(Front-end source files)

_ _ _ _ _

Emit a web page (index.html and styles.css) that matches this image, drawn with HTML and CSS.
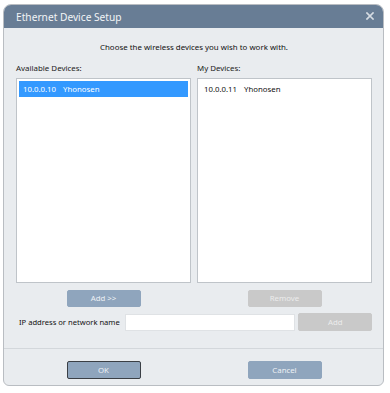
FILE: index.html
```html
<!DOCTYPE html>
<html>
<head>
<meta charset="utf-8">
<link rel="stylesheet" href="styles.css">
</head>
<body>
<div class="dialog">
  <div class="titlebar">
    <span class="title">Ethernet Device Setup</span>
    <svg class="close" width="8" height="8" viewBox="0 0 8 8"><path d="M1 1L7 7M7 1L1 7" stroke="#d6dce3" stroke-width="1.7" stroke-linecap="square"/></svg>
  </div>
  <div class="content">
    <p class="intro">Choose the wireless devices you wish to work with.</p>
    <div class="cols">
      <div class="col">
        <div class="label">Available Devices:</div>
        <div class="listbox">
          <div class="item selected"><span class="ip">10.0.0.10</span>Yhonosen</div>
        </div>
        <div class="btnrow"><button class="btn">Add &gt;&gt;</button></div>
      </div>
      <div class="col">
        <div class="label">My Devices:</div>
        <div class="listbox">
          <div class="item"><span class="ip">10.0.0.11</span>Yhonosen</div>
        </div>
        <div class="btnrow"><button class="btn disabled">Remove</button></div>
      </div>
    </div>
    <div class="iprow">
      <span class="iplabel">IP address or network name</span>
      <input class="ipinput" type="text">
      <button class="btn disabled small">Add</button>
    </div>
  </div>
  <div class="footer">
    <div class="fcol"><button class="btn ok">OK</button></div>
    <div class="fcol"><button class="btn">Cancel</button></div>
  </div>
</div>
</body>
</html>
```
FILE: styles.css
```css
* { box-sizing: border-box; }
html, body { margin: 0; padding: 0; background: #ffffff; }
body {
  font-family: "Noto Sans", "Open Sans", sans-serif;
  width: 390px;
  height: 393px;
  padding: 4px 0 0 3px;
}
.dialog {
  width: 381px;
  height: 382px;
  background: #e9ecef;
  border: 1px solid #b9bdc2;
  border-radius: 8px 8px 6px 6px;
  display: flex;
  flex-direction: column;
  overflow: hidden;
}
.titlebar {
  height: 23px;
  background: #687d95;
  display: flex;
  align-items: center;
  justify-content: space-between;
  padding: 0 9px 0 12px;
  flex: none;
}
.title {
  color: #f2f4f6;
  font-size: 10.2px;
}
.close { margin-top: -1px; }
.content {
  padding: 0 11px 0 12px;
  flex: 1;
  border-bottom: 1px solid #d3d7db;
}
.intro {
  margin: 12px 0 0;
  text-align: center;
  font-size: 7.9px;
  color: #111;
  line-height: 14px;
}
.cols {
  display: flex;
  gap: 6px;
  margin-top: 7px;
}
.col {
  flex: 1;
  display: flex;
  flex-direction: column;
}
.label {
  font-size: 7.9px;
  color: #222;
  line-height: 13px;
  height: 17px;
  padding-top: 1px;
}
.listbox {
  height: 205px;
  background: #ffffff;
  border: 1px solid #bfc4c9;
  padding: 2px;
}
.item {
  height: 16px;
  font-size: 7.8px;
  line-height: 16px;
  color: #111;
  padding-left: 4px;
}
.item.selected {
  background: #3399ff;
  color: #ffffff;
}
.ip { margin-right: 7px; }
.btnrow {
  display: flex;
  justify-content: center;
  margin-top: 7px;
}
.btn {
  width: 74px;
  height: 17px;
  background: #8fa5bd;
  border: 1px solid #8fa5bd;
  border-radius: 2px;
  color: #eef1f5;
  font-family: inherit;
  font-size: 7.8px;
  padding: 0;
  line-height: 15px;
}
.btn.disabled {
  background: #c9c9c9;
  border-color: #c9c9c9;
  color: #ececec;
}
.iprow {
  display: flex;
  align-items: center;
  margin-top: 6px;
  padding-left: 3px;
}
.iplabel {
  font-size: 7.6px;
  color: #111;
  width: 107px;
  white-space: nowrap;
}
.ipinput {
  width: 170px;
  height: 17px;
  border: 1px solid #dfe2e5;
  background: #ffffff;
  margin: 0 3px 0 0;
  padding: 0;
}
.btn.small { height: 18px; }
.footer {
  height: 36px;
  display: flex;
  gap: 6px;
  padding: 12px 11px 0 12px;
  flex: none;
}
.fcol {
  flex: 1;
  display: flex;
  justify-content: center;
  align-items: flex-start;
}
.footer .btn { height: 18px; }
.btn.ok { border-color: #3a3f45; }
```
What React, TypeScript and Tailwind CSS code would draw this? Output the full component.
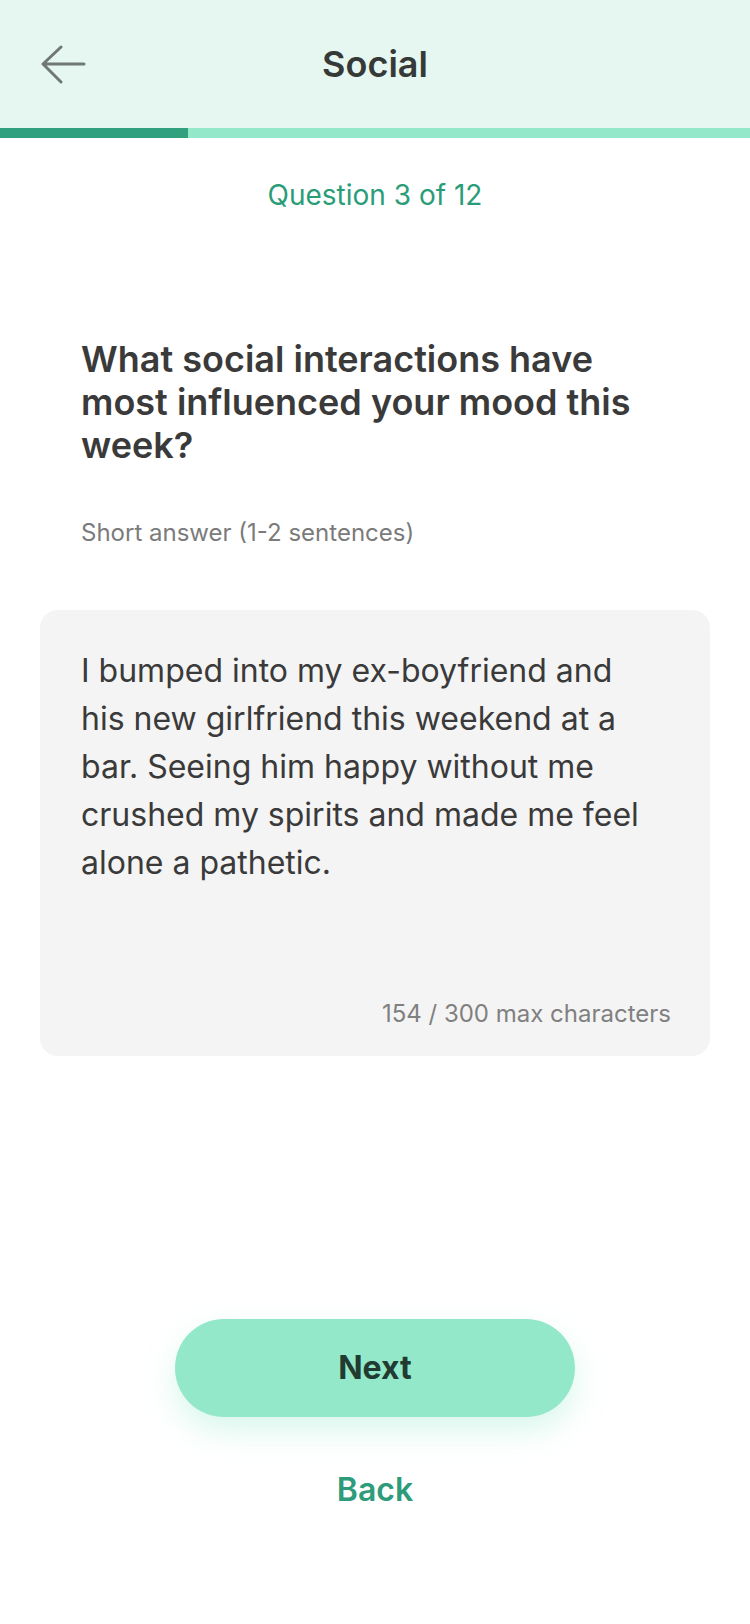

_ _ _ _ _

Leave out the pictures and restate everything else word for word.

Emit a web page (index.html and styles.css) that matches this image, drawn with HTML and CSS.
FILE: index.html
```html
<!DOCTYPE html>
<html>
<head>
<meta charset="utf-8">
<link rel="stylesheet" href="styles.css">
</head>
<body>
<div class="dialog">
  <div class="titlebar">
    <span class="title">Ethernet Device Setup</span>
    <svg class="close" width="8" height="8" viewBox="0 0 8 8"><path d="M1 1L7 7M7 1L1 7" stroke="#d6dce3" stroke-width="1.7" stroke-linecap="square"/></svg>
  </div>
  <div class="content">
    <p class="intro">Choose the wireless devices you wish to work with.</p>
    <div class="cols">
      <div class="col">
        <div class="label">Available Devices:</div>
        <div class="listbox">
          <div class="item selected"><span class="ip">10.0.0.10</span>Yhonosen</div>
        </div>
        <div class="btnrow"><button class="btn">Add &gt;&gt;</button></div>
      </div>
      <div class="col">
        <div class="label">My Devices:</div>
        <div class="listbox">
          <div class="item"><span class="ip">10.0.0.11</span>Yhonosen</div>
        </div>
        <div class="btnrow"><button class="btn disabled">Remove</button></div>
      </div>
    </div>
    <div class="iprow">
      <span class="iplabel">IP address or network name</span>
      <input class="ipinput" type="text">
      <button class="btn disabled small">Add</button>
    </div>
  </div>
  <div class="footer">
    <div class="fcol"><button class="btn ok">OK</button></div>
    <div class="fcol"><button class="btn">Cancel</button></div>
  </div>
</div>
</body>
</html>
```
FILE: styles.css
```css
* { box-sizing: border-box; }
html, body { margin: 0; padding: 0; background: #ffffff; }
body {
  font-family: "Noto Sans", "Open Sans", sans-serif;
  width: 390px;
  height: 393px;
  padding: 4px 0 0 3px;
}
.dialog {
  width: 381px;
  height: 382px;
  background: #e9ecef;
  border: 1px solid #b9bdc2;
  border-radius: 8px 8px 6px 6px;
  display: flex;
  flex-direction: column;
  overflow: hidden;
}
.titlebar {
  height: 23px;
  background: #687d95;
  display: flex;
  align-items: center;
  justify-content: space-between;
  padding: 0 9px 0 12px;
  flex: none;
}
.title {
  color: #f2f4f6;
  font-size: 10.2px;
}
.close { margin-top: -1px; }
.content {
  padding: 0 11px 0 12px;
  flex: 1;
  border-bottom: 1px solid #d3d7db;
}
.intro {
  margin: 12px 0 0;
  text-align: center;
  font-size: 7.9px;
  color: #111;
  line-height: 14px;
}
.cols {
  display: flex;
  gap: 6px;
  margin-top: 7px;
}
.col {
  flex: 1;
  display: flex;
  flex-direction: column;
}
.label {
  font-size: 7.9px;
  color: #222;
  line-height: 13px;
  height: 17px;
  padding-top: 1px;
}
.listbox {
  height: 205px;
  background: #ffffff;
  border: 1px solid #bfc4c9;
  padding: 2px;
}
.item {
  height: 16px;
  font-size: 7.8px;
  line-height: 16px;
  color: #111;
  padding-left: 4px;
}
.item.selected {
  background: #3399ff;
  color: #ffffff;
}
.ip { margin-right: 7px; }
.btnrow {
  display: flex;
  justify-content: center;
  margin-top: 7px;
}
.btn {
  width: 74px;
  height: 17px;
  background: #8fa5bd;
  border: 1px solid #8fa5bd;
  border-radius: 2px;
  color: #eef1f5;
  font-family: inherit;
  font-size: 7.8px;
  padding: 0;
  line-height: 15px;
}
.btn.disabled {
  background: #c9c9c9;
  border-color: #c9c9c9;
  color: #ececec;
}
.iprow {
  display: flex;
  align-items: center;
  margin-top: 6px;
  padding-left: 3px;
}
.iplabel {
  font-size: 7.6px;
  color: #111;
  width: 107px;
  white-space: nowrap;
}
.ipinput {
  width: 170px;
  height: 17px;
  border: 1px solid #dfe2e5;
  background: #ffffff;
  margin: 0 3px 0 0;
  padding: 0;
}
.btn.small { height: 18px; }
.footer {
  height: 36px;
  display: flex;
  gap: 6px;
  padding: 12px 11px 0 12px;
  flex: none;
}
.fcol {
  flex: 1;
  display: flex;
  justify-content: center;
  align-items: flex-start;
}
.footer .btn { height: 18px; }
.btn.ok { border-color: #3a3f45; }
```
What React, TypeScript and Tailwind CSS code would draw this? Output the full component.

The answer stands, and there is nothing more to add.